Category: Computer Vision

On Looking into Mouse Sensors

That is to say, the sensors from optical mice, rather than a sensor intended to detect the small rodent.

I have 10 boards from optical mice and three desoldered sensors. Among that bunch there are two common IC packages, a 16-pin staggered DIP (4 units) and an 8-pin staggered DIP (6 units). There is also a 20-pin staggered DIP, and two 12-pin DIP packages.

Most of the chips were made by Agilent, or Avago, a spin-off of Agilent that eventually bought Broadcom and started operating under that name. A couple are from At Lab, or as they style themselves “@lab”.

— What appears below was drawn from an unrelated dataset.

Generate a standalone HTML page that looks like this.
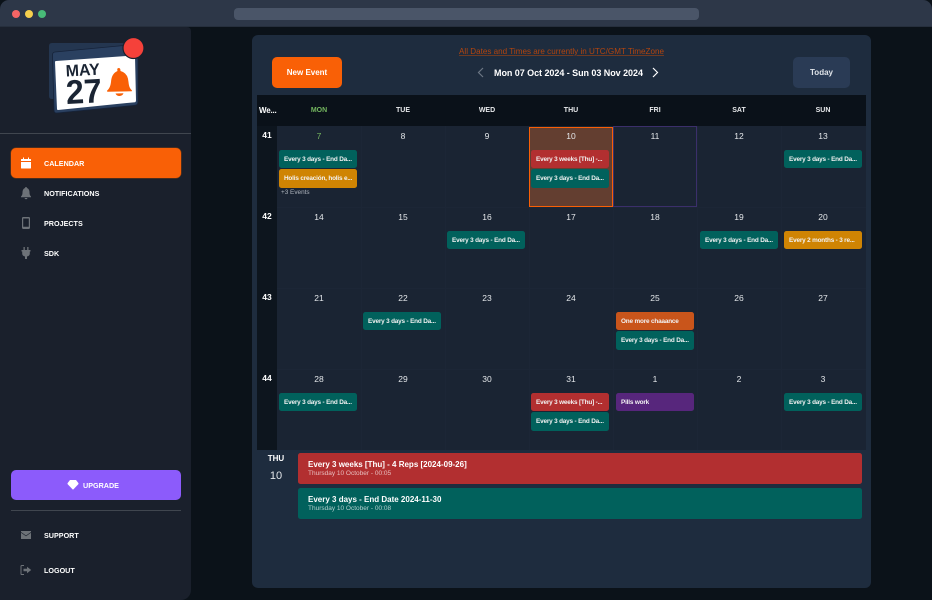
<!DOCTYPE html>
<html><head><meta charset="utf-8">
<style>
*{box-sizing:border-box}
html,body{margin:0;padding:0;width:932px;height:600px;overflow:hidden;background:#0b1219;font-family:"Liberation Sans",sans-serif;color:#fff}
.a{position:absolute}
#top{left:0;top:0;width:932px;height:27px;background:#2d3748;border-radius:9px 9px 0 0;border-bottom:1px solid #262f3d}
#side{left:0;top:27px;width:191px;height:573px;background:#1a202c;border-radius:0 4px 10px 0}
.d{width:8px;height:8px;border-radius:50%;top:10px}
.nav{left:44px;font-size:7.2px;font-weight:700;line-height:10px;white-space:nowrap}
#panel{left:252px;top:35px;width:619px;height:553px;background:#1e2c3e;border-radius:6px}
.num{width:84px;text-align:center;font-size:8.5px;line-height:10px;color:#e4e7ea}
.hd{width:84px;text-align:center;font-size:7px;font-weight:700;line-height:9px;top:106px;color:#e8eaec}
.wk{left:257px;width:20px;text-align:center;font-size:8.5px;font-weight:700;line-height:10px}
.e{width:78px;height:18.3px;border-radius:2.5px;font-size:6.4px;font-weight:700;line-height:19px;padding-left:5px;white-space:nowrap;overflow:hidden;color:#f2f2f2;letter-spacing:-.18px}
.t{background:#01615c}.r{background:#b22f30}.y{background:#cf8403}.o{background:#c9551b}.p{background:#57267c}
.big{left:298px;width:564px;height:31px;border-radius:2.5px}
.big b{position:absolute;left:10px;top:6px;font-size:8px;line-height:11px;white-space:nowrap}
.big span{position:absolute;left:10px;top:17px;font-size:6.5px;line-height:8px;white-space:nowrap;color:rgba(255,255,255,.68)}
.v{top:126px;width:1px;height:324px;background:#1c2636}
.h{left:277px;width:589px;height:1px;background:#1c2636}
</style></head><body>
<div class="a" id="top"></div>
<div class="a d" style="left:12px;background:#f56565"></div>
<div class="a d" style="left:25px;background:#f6d04d"></div>
<div class="a d" style="left:38px;background:#48bb78"></div>
<div class="a" style="left:234px;top:8px;width:465px;height:12px;border-radius:4px;background:#4a5568"></div>

<div class="a" id="side"></div>

<svg class="a" style="left:40px;top:30px" width="110" height="92" viewBox="40 30 110 92">
<path d="M52 43L128 43Q131 43 131 46V96Q131 99 128 99L52 99Q49 99 49 96V46Q49 43 52 43Z" fill="#243650"/>
<path d="M55 52L135 44.500Q138 44.300 138 47V102Q138 105 135 105.300L57 113Q54 113.300 54 110L52.500 55Q52.500 52.300 55 52Z" fill="#2a4060" stroke="#16233a" stroke-width=".8"/>
<path d="M56 61L134 55.500Q135 55.500 135 56.500L136 100Q136 102 135 102.200L58 110Q57 110 57 109L55 62Q55 61 56 61Z" fill="#fff"/>
<g transform="rotate(-3 66 76)" fill="#1a2433" font-family="'Liberation Sans',sans-serif" font-weight="700">
<text x="66" y="76.500" font-size="16.500" textLength="34" lengthAdjust="spacingAndGlyphs">MAY</text>
<text x="65" y="104" font-size="34" textLength="36" lengthAdjust="spacingAndGlyphs">27</text>
</g>
<path d="M117.500 68.500Q118 68 119 68Q120.500 68.300 120.500 71Q128 73 128.500 82C129 87 130 88.500 132 90.500L131.800 91.300L107.300 91.800L107 90.800C109.500 88.500 110.500 86 111 82Q111.500 73.500 117.500 71Q117 69.500 117.500 68.500Z" fill="#f96006"/>
<path d="M115.500 93.500L123.500 93.300Q122.500 96 119.500 96Q116.500 96 115.500 93.500Z" fill="#f96006"/>
<circle cx="133.500" cy="48" r="10.500" fill="#f5413a" stroke="#1a202c" stroke-width="1.200"/>
</svg>

<div class="a" style="left:0;top:133px;width:191px;height:1px;background:#40464f"></div>

<div class="a" style="left:11px;top:148px;width:170px;height:30px;background:#f96006;border-radius:5px;box-shadow:0 0 0 .5px #7a3a10"></div>
<svg class="a" style="left:20px;top:156px" width="12" height="14" viewBox="0 0 12 14"><path d="M1.500 3H3V1.500H4V3H8V1.500H9V3H10.500Q11 3 11 3.500V5H1V3.500Q1 3 1.500 3ZM1 6H11V12Q11 12.500 10.500 12.500H1.500Q1 12.500 1 12Z" fill="#fff"/></svg>
<div class="a nav" style="top:159px">CALENDAR</div>

<svg class="a" style="left:20px;top:186px" width="12" height="14" viewBox="0 0 12 14"><path d="M6 1Q7 1 7 2Q9.500 3 9.500 6.500C9.500 8.500 10 9.500 11 10.500V11.300H1V10.500C2 9.500 2.500 8.500 2.500 6.500Q2.500 3 5 2Q5 1 6 1ZM4.500 12H7.500Q7.200 13.300 6 13.300Q4.800 13.300 4.500 12Z" fill="#6d7278"/></svg>
<div class="a nav" style="top:189px">NOTIFICATIONS</div>

<svg class="a" style="left:20px;top:216px" width="12" height="14" viewBox="0 0 12 14"><path d="M3.200 1H8.800Q10 1 10 2.200V11.800Q10 13 8.800 13H3.200Q2 13 2 11.800V2.200Q2 1 3.200 1ZM3.200 2.500V10.800H8.800V2.500Z" fill="#6d7278"/></svg>
<div class="a nav" style="top:219px">PROJECTS</div>

<svg class="a" style="left:20px;top:246px" width="12" height="14" viewBox="0 0 12 14"><path d="M3.500 1H4.800V4H7.200V1H8.500V4H10.500V5.500H9.800V7.500Q9.800 10 7 10.500V13H5V10.500Q2.200 10 2.200 7.500V5.500H1.500V4H3.500Z" fill="#6d7278"/></svg>
<div class="a nav" style="top:249px">SDK</div>

<div class="a" style="left:11px;top:470px;width:170px;height:30px;background:#8c5bfb;border-radius:5px"></div>
<svg class="a" style="left:67px;top:479px" width="12" height="12" viewBox="0 0 12 12"><path d="M3 1H9L11.500 4.200V5L6.300 10.500H5.700L.500 5V4.200Z" fill="#fff"/></svg>
<div class="a nav" style="left:83px;top:481px">UPGRADE</div>
<div class="a" style="left:11px;top:510px;width:170px;height:1px;background:#40464f"></div>

<svg class="a" style="left:20px;top:529px" width="12" height="12" viewBox="0 0 12 12"><path d="M1 2H11V3L6 6.500L1 3Z" fill="#6d7278"/><path d="M1 3.800L6 7.300L11 3.800V10H1Z" fill="#6d7278"/></svg>
<div class="a nav" style="top:531px">SUPPORT</div>

<svg class="a" style="left:20px;top:564px" width="12" height="12" viewBox="0 0 12 12"><path d="M4 1.500H1.800Q1 1.500 1 2.300V9.700Q1 10.500 1.800 10.500H4" fill="none" stroke="#6d7278" stroke-width="1"/><path d="M7 2.700L11.200 6L7 9.300V7.300H3.500V4.700H7Z" fill="#6d7278"/></svg>
<div class="a nav" style="top:566px">LOGOUT</div>

<div class="a" id="panel"></div>
<div class="a" style="left:252px;width:619px;top:47px;text-align:center;font-size:8.1px;line-height:10px;color:#b3450f;text-decoration:underline;text-decoration-color:#6e3a22">All Dates and Times are currently in UTC/GMT TimeZone</div>
<div class="a" style="left:272px;top:57px;width:70px;height:31px;background:#f96006;border-radius:5px;text-align:center;font-size:8px;font-weight:700;line-height:32px">New Event</div>
<svg class="a" style="left:476px;top:67px" width="10" height="11" viewBox="0 0 10 11"><path d="M7 1L2.500 5.500L7 10" fill="none" stroke="#6d7785" stroke-width="1.200"/></svg>
<div class="a" style="left:494px;top:67px;font-size:9px;font-weight:700;line-height:12px;white-space:nowrap;letter-spacing:-.05px">Mon 07 Oct 2024 - Sun 03 Nov 2024</div>
<svg class="a" style="left:650px;top:67px" width="10" height="11" viewBox="0 0 10 11"><path d="M3 1L7.500 5.500L3 10" fill="none" stroke="#fff" stroke-width="1.200"/></svg>
<div class="a" style="left:793px;top:57px;width:57px;height:31px;background:#2a3b55;border-radius:5px;text-align:center;font-size:8px;font-weight:700;line-height:32px;color:#dfe3e8">Today</div>

<div class="a" style="left:257px;top:95px;width:609px;height:31px;background:#0a1119"></div>
<div class="a" style="left:257px;top:126px;width:20px;height:324px;background:#0d151e"></div>
<div class="a" style="left:259px;top:106px;font-size:8px;font-weight:700;line-height:10px;letter-spacing:-.2px">We...</div>

<div class="a hd" style="left:277px;color:#74b65f">MON</div>
<div class="a hd" style="left:361px">TUE</div>
<div class="a hd" style="left:445px">WED</div>
<div class="a hd" style="left:529px">THU</div>
<div class="a hd" style="left:613px">FRI</div>
<div class="a hd" style="left:697px">SAT</div>
<div class="a hd" style="left:781px">SUN</div>

<div class="a" style="left:277px;top:126px;width:589px;height:324px;background:#1a2433"></div>
<div class="a v" style="left:361px"></div>
<div class="a v" style="left:445px"></div>
<div class="a v" style="left:529px"></div>
<div class="a v" style="left:613px"></div>
<div class="a v" style="left:697px"></div>
<div class="a v" style="left:781px"></div>
<div class="a h" style="top:207px"></div>
<div class="a h" style="top:288px"></div>
<div class="a h" style="top:369px"></div>

<div class="a" style="left:529px;top:127px;width:84px;height:80px;background:#633e30;border:1.500px solid #f96006"></div>
<div class="a" style="left:613px;top:126px;width:84px;height:81px;border:1px solid #3b2f6b"></div>

<div class="a wk" style="top:130px">41</div>
<div class="a wk" style="top:211px">42</div>
<div class="a wk" style="top:292px">43</div>
<div class="a wk" style="top:373px">44</div>

<div class="a num" style="left:277px;top:131px;color:#74b65f">7</div>
<div class="a num" style="left:361px;top:131px">8</div>
<div class="a num" style="left:445px;top:131px">9</div>
<div class="a num" style="left:529px;top:131px">10</div>
<div class="a num" style="left:613px;top:131px">11</div>
<div class="a num" style="left:697px;top:131px">12</div>
<div class="a num" style="left:781px;top:131px">13</div>

<div class="a num" style="left:277px;top:212px">14</div>
<div class="a num" style="left:361px;top:212px">15</div>
<div class="a num" style="left:445px;top:212px">16</div>
<div class="a num" style="left:529px;top:212px">17</div>
<div class="a num" style="left:613px;top:212px">18</div>
<div class="a num" style="left:697px;top:212px">19</div>
<div class="a num" style="left:781px;top:212px">20</div>

<div class="a num" style="left:277px;top:293px">21</div>
<div class="a num" style="left:361px;top:293px">22</div>
<div class="a num" style="left:445px;top:293px">23</div>
<div class="a num" style="left:529px;top:293px">24</div>
<div class="a num" style="left:613px;top:293px">25</div>
<div class="a num" style="left:697px;top:293px">26</div>
<div class="a num" style="left:781px;top:293px">27</div>

<div class="a num" style="left:277px;top:374px">28</div>
<div class="a num" style="left:361px;top:374px">29</div>
<div class="a num" style="left:445px;top:374px">30</div>
<div class="a num" style="left:529px;top:374px">31</div>
<div class="a num" style="left:613px;top:374px">1</div>
<div class="a num" style="left:697px;top:374px">2</div>
<div class="a num" style="left:781px;top:374px">3</div>

<div class="a e t" style="left:279px;top:150px">Every 3 days - End Da...</div>
<div class="a e y" style="left:279px;top:169.300px">Holis creación, holis e...</div>
<div class="a" style="left:281px;top:188px;font-size:6.4px;line-height:9px;color:#aeb4bc">+3 Events</div>
<div class="a e r" style="left:531px;top:150px">Every 3 weeks [Thu] -...</div>
<div class="a e t" style="left:531px;top:169.300px">Every 3 days - End Da...</div>
<div class="a e t" style="left:784px;top:150px">Every 3 days - End Da...</div>

<div class="a e t" style="left:447px;top:231px">Every 3 days - End Da...</div>
<div class="a e t" style="left:700px;top:231px">Every 3 days - End Da...</div>
<div class="a e y" style="left:784px;top:231px">Every 2 months - 3 re...</div>

<div class="a e t" style="left:363px;top:312px">Every 3 days - End Da...</div>
<div class="a e o" style="left:616px;top:312px">One more chaaance</div>
<div class="a e t" style="left:616px;top:331.300px">Every 3 days - End Da...</div>

<div class="a e t" style="left:279px;top:393px">Every 3 days - End Da...</div>
<div class="a e r" style="left:531px;top:393px">Every 3 weeks [Thu] -...</div>
<div class="a e p" style="left:616px;top:393px">Pills work</div>
<div class="a e t" style="left:531px;top:412.300px">Every 3 days - End Da...</div>
<div class="a e t" style="left:784px;top:393px">Every 3 days - End Da...</div>

<div class="a" style="left:257px;top:454px;width:38px;text-align:center;font-size:8px;font-weight:700;line-height:10px">THU</div>
<div class="a" style="left:257px;top:470px;width:38px;text-align:center;font-size:11px;line-height:13px;color:#e4e7ea">10</div>

<div class="a big r" style="top:453px"><b>Every 3 weeks [Thu] - 4 Reps [2024-09-26]</b><span>Thursday 10 October - 00:05</span></div>
<div class="a big t" style="top:488px"><b>Every 3 days - End Date 2024-11-30</b><span>Thursday 10 October - 00:08</span></div>
</body></html>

The chip interfaces are very heterogeneous. Some of them just output PS2 data and clock signals, and so are a very integrated mouse IC. Some of them output quadrature signals for x and y motion.

I had high hopes for using these mouse sensors for a couple of hacks. One of them is that they are essentially optical flow processors, so you can use them to either get velocity based on the observed motion of stationary objects from a moving platform, assuming you know how far away the objects are (and so get odometry for a moving robot by watching the ground roll by). The inverse of that is that you can also get how far away an object is assuming that it is stationary and you know your own speed (for height over ground detection in a drone, for example).

Ultimately, though, I don’t think this stash of ICs is going to do the job I want. What I want is something I can drop into projects I’m working on, and reverse engineering each of these, finding the datasheets for ICs old enough to support PS2 protocol, and so forth, would be its own hassle of a project. USB optical mice are $7 or so, so I can’t really justify the effort to get these working, sort out optics for them, etc.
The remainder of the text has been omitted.